Mais réaliser des sorties à l'international va mécaniquement réduire la demande sur le marché national et donc apaiser les taux. Quant au coût élevé d'une éventuelle sortie, cette notion est à relativiser selon Zhani, car si l'Etat ne le fait pas, c'est la dette intérieure qui deviendra plus chère. Un autre élément capable de contenir la hausse des taux est la réalisation des financements innovants prévus dans le cadre du PLF2022 et le recours à de nouveaux instruments financiers pour se financer.
Cette inflation monétaire qui nous guette
Si l'essentiel de l'inflation que nous subissons aujourd'hui est importée, le risque de voir une inflation de type monétaire est bien réel. Pour l'expert, le cash en circulation est de plus en plus important dans l'économie et la baisse des rendements sans risque pousse les épargnants à transformer une partie de leur épargne en dépôts à vue. Ceci se traduit par une hausse de la circulation monétaire plus rapide que la croissance. «En pourcentage du PIB, la masse monétaire est passée de 119% en 2019 à 136% en 2020, avant de reculer à 131% en 2021. Un niveau qui devrait rester stable en 2022. Cette croissance de la masse monétaire pourrait alimenter une inflation monétaire à moyen et long terme», avertit Zhani.

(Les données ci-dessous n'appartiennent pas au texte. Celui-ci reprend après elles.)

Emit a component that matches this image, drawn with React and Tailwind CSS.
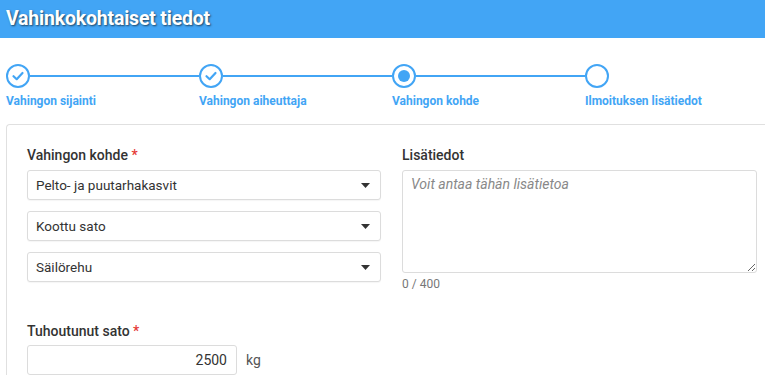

Au moment de la rédaction de cet article, le ministère des Finances n'avait pas encore communiqué les résultats de l'adjudication du 17 mai. La précédente séance avait connu une forte hausse des taux sur toutes les maturités et les investisseurs scrutent le comportement de ce marché à court terme, alors que la cotation électronique des bons du Trésor sur la plateforme E-Bond montre que les salles de marchés intermédiaires en bons du Trésor continuent d'anticiper une poursuite de la correction haussière des taux.